What needs to be done: In the data that follows, count each line holding the string "React"; answer with the number only.

Start Data extract

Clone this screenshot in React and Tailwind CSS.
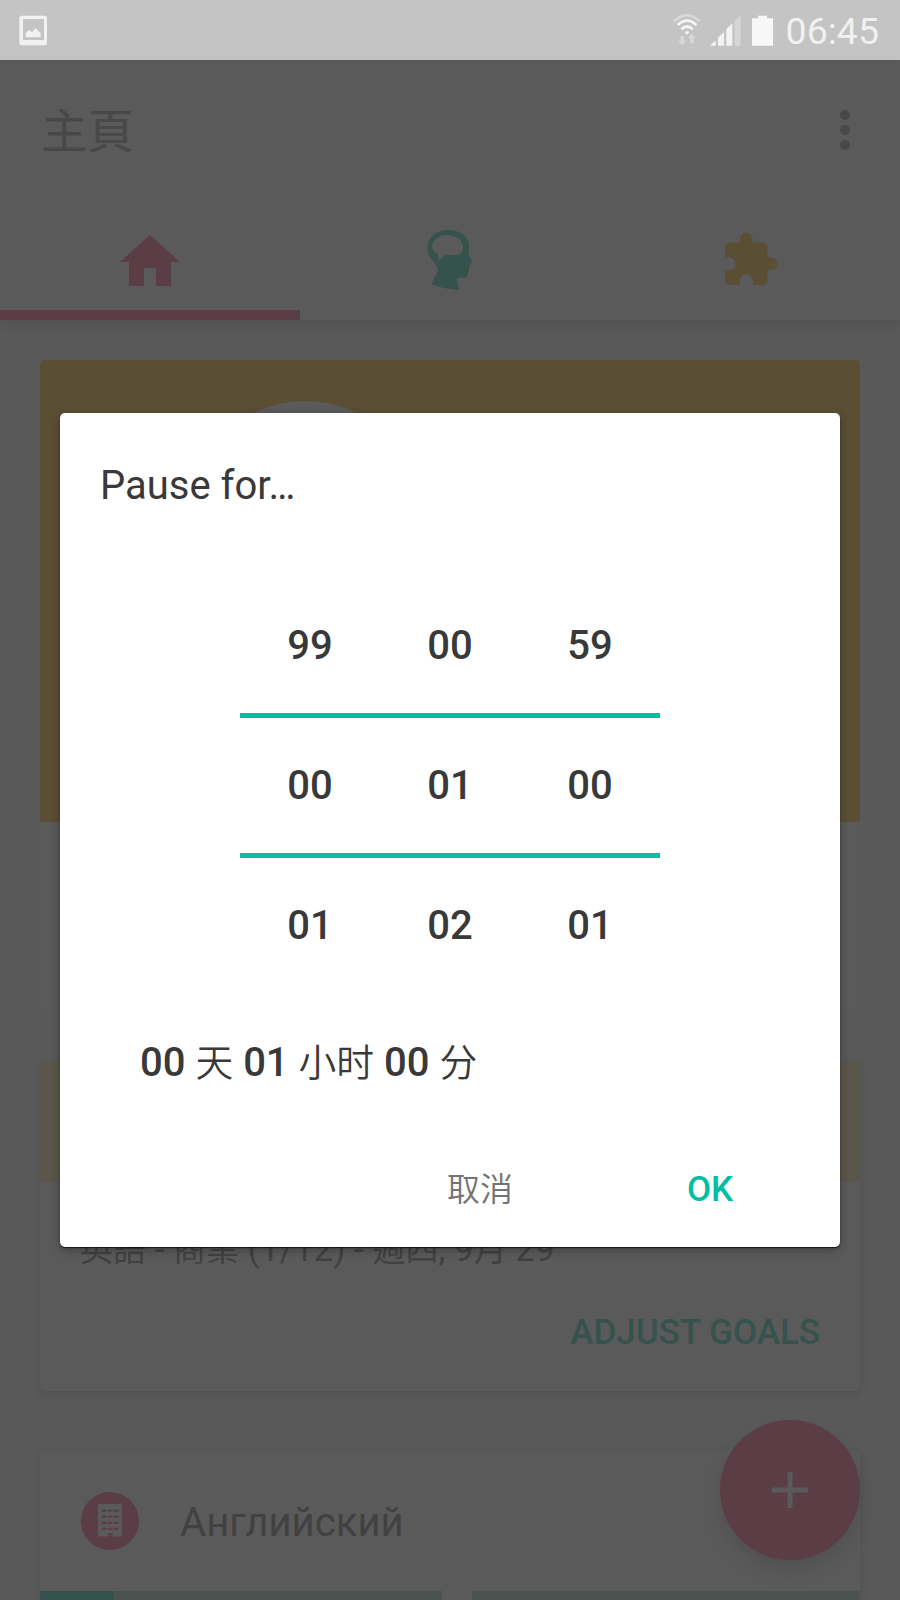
import React, { useState } from 'react';

const columns = [
  { id: 'days', values: ['99', '00', '01'] },
  { id: 'hours', values: ['00', '01', '02'] },
  { id: 'minutes', values: ['59', '00', '01'] }
];

const StatusBar = () => (
  <div className="h-[60px] shrink-0 bg-[#c4c4c4] flex items-center justify-between pl-[18px] pr-[21px]">
    <svg viewBox="54 43 90 93" className="w-[30px] h-[31px]">
      <path
        fill="#f1f1f1"
        fillRule="evenodd"
        d="M65 45H134Q141 45 141 52V127Q141 134 134 134H65Q58 134 58 127V52Q58 45 65 45ZM69 55V118H132V55ZM77 110V98L88 87L96 95L107 83L122 98V110Z"
      />
    </svg>
    <div className="flex items-center">
      <svg viewBox="96 42 84 95" className="w-[28px] h-[31.67px]">
        <g fill="none" strokeWidth="8">
          <path d="M99 64Q138 28 177 64" stroke="#d8d8d8" />
          <path d="M110 75Q138 49 166 75" stroke="#f6f6f6" />
          <path d="M121 88Q138 71 155 88" stroke="#f6f6f6" />
        </g>
        <path d="M131 97Q138 90 145 97L138 104Z" fill="#f6f6f6" />
        <path d="M118 108H129V122H136L123 136L110 122H118ZM147 130V115H140L152 101L165 115H158V130Z" fill="#d8d8d8" />
      </svg>
      <svg viewBox="208 43 93 93" className="w-[31px] h-[31px] ml-[9px]">
        <path d="M208 135L225 119V135ZM232 135V111L250 94V135ZM257 135V86L275 68V135Z" fill="#f3f3f3" />
        <path d="M282 135V61L300 44V135Z" fill="#d6d6d6" />
      </svg>
      <svg viewBox="336 43 63 93" className="w-[21px] h-[31px] ml-[11px]">
        <path d="M336 53H354V45H381V53H399V135H336Z" fill="#f7f7f7" />
      </svg>
      <span className="ml-[13px] mt-[3px] text-[37.5px] leading-none text-[#f1f1f1]">06:45</span>
    </div>
  </div>
);

const TabBar = () => (
  <div className="h-[120px] grid grid-cols-3">
    <div className="flex items-center justify-center border-b-10 border-[#5a3d45] pt-[13px]">
      <svg viewBox="0 0 24 24" className="w-[72px] h-[72px] fill-[#5a3d45]">
        <path d="M10 20v-6h4v6h5v-8h3L12 3 2 12h3v8z" />
      </svg>
    </div>
    <div className="flex items-center justify-center">
      <svg viewBox="60 60 180 180" className="w-[60px] h-[60px] fill-[#36524d]">
        <path
          fillRule="evenodd"
          d="M145 60C180 60 208 80 208 110C208 120 203 128 206 135L216 153Q218 157 209 165C208 178 204 190 202 198Q200 202 194 202L176 203Q169 203 170 208L178 240C150 238 115 232 94 222C104 204 113 192 113 178C112 158 82 146 82 114C84 80 112 60 145 60ZM145 75C172 77 189 92 189 114C188 128 176 137 160 136C150 135 140 134 132 138C126 142 122 149 118 151Q115 152 116 146L116 137Q116 134 112 132C101 126 96 118 96 108C98 88 120 74 145 75Z"
        />
      </svg>
    </div>
    <div className="flex items-center justify-center">
      <svg viewBox="0 0 24 24" className="w-[60px] h-[60px] fill-[#5a4e34]">
        <path d="M20.5 11H19V7c0-1.1-.9-2-2-2h-4V3.5C13 2.12 11.88 1 10.5 1S8 2.12 8 3.5V5H4c-1.1 0-1.99.9-1.99 2v3.8H3.5c1.49 0 2.7 1.21 2.7 2.7s-1.21 2.7-2.7 2.7H2V20c0 1.1.9 2 2 2h3.8v-1.5c0-1.49 1.21-2.7 2.7-2.7 1.49 0 2.7 1.21 2.7 2.7V22H17c1.1 0 2-.9 2-2v-4h1.5c1.38 0 2.5-1.12 2.5-2.5S21.88 11 20.5 11z" />
      </svg>
    </div>
  </div>
);

const Header = () => (
  <header className="shrink-0 bg-[#5a5a5a] shadow-[0_4px_10px_rgba(0,0,0,0.09)]">
    <div className="h-[140px] flex items-center justify-between pl-[41px] pr-[25px]">
      <h1 className="pt-[5px] text-[46.6px] leading-none text-[#484848]">主頁</h1>
      <svg viewBox="0 0 24 24" className="w-[60px] h-[60px] fill-[#484848]">
        <circle cx="12" cy="6" r="2" />
        <circle cx="12" cy="12" r="2" />
        <circle cx="12" cy="18" r="2" />
      </svg>
    </div>
    <TabBar />
  </header>
);

const PauseDialog = ({ onClose }) => (
  <div className="absolute inset-x-[60px] top-[413px] h-[834px] bg-white rounded-[5px] text-[#393939] shadow-[0_1px_1px_rgba(0,0,0,0.7),0_3px_10px_rgba(0,0,0,0.3)]">
    <h2 className="pt-[52px] px-10 text-[40px] leading-[42px]">Pause for…</h2>

    <div className="mt-[72px] mx-auto w-[420px] grid grid-cols-3 text-[40px] font-medium text-center">
      {columns.map(({ id, values }) => (
        <div key={id}>
          <div className="leading-[134px]">{values[0]}</div>
          <div className="border-y-5 border-[#00bfa5] leading-[135px]">{values[1]}</div>
          <div className="leading-[136px]">{values[2]}</div>
        </div>
      ))}
    </div>

    <p className="mt-[48px] pl-20 h-[42px] text-[40px] leading-[42px] whitespace-nowrap">
      <b className="font-medium">00</b> <span className="text-[37.8px] font-[350]">天</span>{' '}
      <b className="font-medium">01</b> <span className="text-[37.8px] font-[350]">小时</span>{' '}
      <b className="font-medium">00</b> <span className="text-[37.8px] font-[350]">分</span>
    </p>

    <div className="mt-[65px] flex justify-end gap-[10px] pr-5 leading-[80px]">
      <button onClick={onClose} className="w-[220px] pt-px text-[33px] font-[350] text-[#737373]">取消</button>
      <button onClick={onClose} className="w-[220px] text-[35px] font-medium text-[#00bfa5]">OK</button>
    </div>
  </div>
);

const App = () => {
  const [isOpen, setIsOpen] = useState(true);

  return (
    <div className="relative w-[900px] h-[1600px] overflow-hidden bg-[#595959] flex flex-col font-['Roboto','Noto_Sans_CJK_SC',sans-serif]">
      <StatusBar />
      <Header />

      <main className="px-10 pt-10">
        <section className="h-[652px] rounded-[5px] overflow-hidden bg-[#5a5a5a]">
          <div className="h-[462px] bg-[#5a4e34] pt-[41px] pl-[149px]">
            <div className="size-[232px] rounded-full bg-[#5a5a5a]" />
          </div>
        </section>

        <section className="mt-[50px] h-[329px] rounded-[5px] bg-[#5a5a5a] shadow-[0_3px_8px_rgba(0,0,0,0.1)]">
          <div className="h-[120px] rounded-t-[5px] bg-[#5a564b]" />
          <p className="mt-[47px] pl-10 h-[42px] text-[35px] leading-[42px] text-[#414141] whitespace-nowrap font-['Roboto','Noto_Sans_CJK_TC',sans-serif]">
            <span className="text-[33px]">英語</span> - <span className="text-[33px]">商業</span> (1/12) -{' '}
            <span className="text-[33px]">週四</span>, 9<span className="text-[33px]">月</span> 29
          </p>
          <div className="mt-[41px] pr-10 text-right">
            <button onClick={() => setIsOpen(true)} className="text-[35px] leading-[42px] font-medium text-[#36524d]">
              ADJUST GOALS
            </button>
          </div>
        </section>

        <section className="mt-[60px] h-[200px] rounded-[5px] bg-[#5a5a5a] shadow-[0_3px_8px_rgba(0,0,0,0.1)]">
          <div className="h-[139.5px] flex items-center pl-[41px]">
            <div className="size-[58px] rounded-full bg-[#5a3d45] flex items-center justify-center">
              <svg viewBox="0 0 73 98" className="w-[24.3px] h-[32.6px]">
                <path d="M0 0H73V98H43V87H30V98H0Z" fill="#5a5a5a" />
                <path d="M12 20H62M12 38H62M12 57H62M12 75H62" stroke="#5a3d45" strokeWidth="7" strokeDasharray="14 4" />
              </svg>
            </div>
            <span className="ml-[41px] mt-[5px] text-[40.1px] leading-none text-[#414141]">Английский</span>
          </div>
          <div className="h-[60px] flex gap-[30px]">
            <div className="w-[402px] bg-[#4a5350]">
              <div className="w-[74px] h-full bg-[#36524d]" />
            </div>
            <div className="flex-1 bg-[#4a5350]" />
          </div>
        </section>
      </main>

      <button
        onClick={() => setIsOpen(true)}
        className="absolute right-10 bottom-10 size-[140px] rounded-full bg-[#5a3d45] shadow-[0_10px_20px_rgba(0,0,0,0.1)] flex items-center justify-center"
      >
        <svg viewBox="0 0 36 36" className="w-9 h-9">
          <path d="M18 0V36M0 18H36" stroke="#5a5a5a" strokeWidth="5" />
        </svg>
      </button>

      {isOpen && <PauseDialog onClose={() => setIsOpen(false)} />}
    </div>
  );
};

export default App;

End Data extract

Response to this exercise: 2